Thailand’s population of around 70 million has now seen a total of 52,411 coronavirus cases, with 382 deaths.
Thailand’s government has been criticised for a slow roll-out of its vaccination programme as less than 1 per cent of the population has been fully vaccinated.
Pakistan imposes Eid holiday shutdown
Pakistan on Saturday began a nine-day shutdown affecting travel and tourist hotspots in a bid to prevent a surge in Covid-19 cases during the Muslim holiday of Eid al-Fitr.
Already battling a third wave of infections and increasingly nervous about the crisis across the border in India, the government has imposed the most severe restrictions since a one-month lockdown in April last year.
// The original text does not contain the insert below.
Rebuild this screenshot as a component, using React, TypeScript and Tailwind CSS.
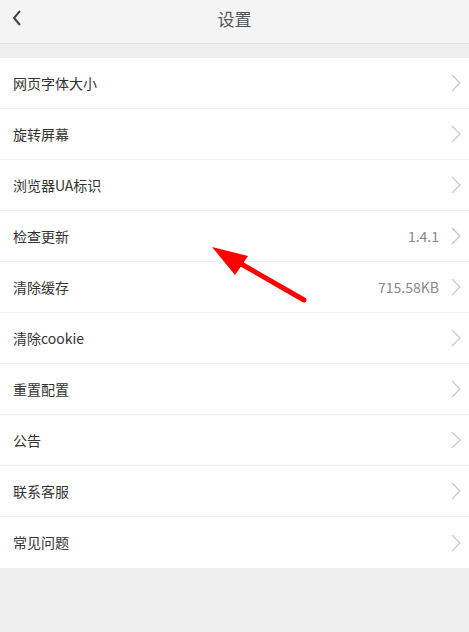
import React from 'react';

// Settings screen with a red annotation arrow

const items: { label: string; value?: string }[] = [
  { label: '网页字体大小' },
  { label: '旋转屏幕' },
  { label: '浏览器UA标识' },
  { label: '检查更新', value: '1.4.1' },
  { label: '清除缓存', value: '715.58KB' },
  { label: '清除cookie' },
  { label: '重置配置' },
  { label: '公告' },
  { label: '联系客服' },
  { label: '常见问题' },
];

function Chevron() {
  return (
    <svg width="10" height="18" viewBox="0 0 10 18" className="shrink-0">
      <path d="M1 1 L9 9 L1 17" fill="none" stroke="#c8c8c8" strokeWidth="1.2" />
    </svg>
  );
}

export default function App() {
  return (
    <div
      className="relative w-[469px] h-[632px] bg-[#efefef] overflow-hidden"
      style={{ fontFamily: '"Noto Sans CJK SC", "Noto Sans", sans-serif' }}
    >
      {/* Header */}
      <div className="relative h-[44px] bg-[#f4f4f4] border-b border-[#e0e0e0] flex items-center justify-center">
        <svg width="10" height="16" viewBox="0 0 10 16" className="absolute left-[12px] top-[10px]">
          <path d="M8 1 L2 8 L8 15" fill="none" stroke="#444" strokeWidth="2" />
        </svg>
        <span className="text-[17px] text-[#555] -mt-[6px]">设置</span>
      </div>

      {/* List */}
      <div className="mt-[14px] bg-white">
        {items.map((item, i) => (
          <div
            key={item.label}
            className={`h-[51px] flex items-center pl-[13px] pr-[8px] ${i < items.length - 1 ? 'border-b border-[#f0f0f0]' : ''}`}
          >
            <span className="flex-1 text-[14px] text-[#333]">{item.label}</span>
            {item.value && <span className="text-[14px] text-[#888] mr-[12px]">{item.value}</span>}
            <Chevron />
          </div>
        ))}
      </div>

      {/* Annotation arrow */}
      <svg className="absolute left-0 top-0 pointer-events-none" width="469" height="632">
        <line x1="304" y1="300" x2="236" y2="261" stroke="#ff0000" strokeWidth="5" strokeLinecap="round" />
        <polygon points="212,247 248,256 235,275" fill="#ff0000" />
      </svg>
    </div>
  );
}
“These measures have been necessitated by the extremely dangerous situation which has been created in the region with the spread of virulent mutations of the virus,” tweeted planning minister Asad Umar, who has been leading the government response to the outbreak.
Eid, which comes at the end of the Muslim holy month of Ramadan, usually sees the mass movement of people around the country and tourist spots crowded with Pakistanis.
Last year the country saw a spike in cases in the weeks after the celebrations.
Businesses, hotels and restaurants as well as markets and parks will be closed, while public transport between provinces and within cities has been halted.
The military has been mobilised to monitor the restrictions.
Mosques, however, which have been packed each night throughout Ramadan – with few people wearing masks – will remain open.
Pakistan has recorded more than 850,000 infections and 18,600 deaths, but with limited testing and a ramshackle health care sector, many fear the true extent of the disease is much worse.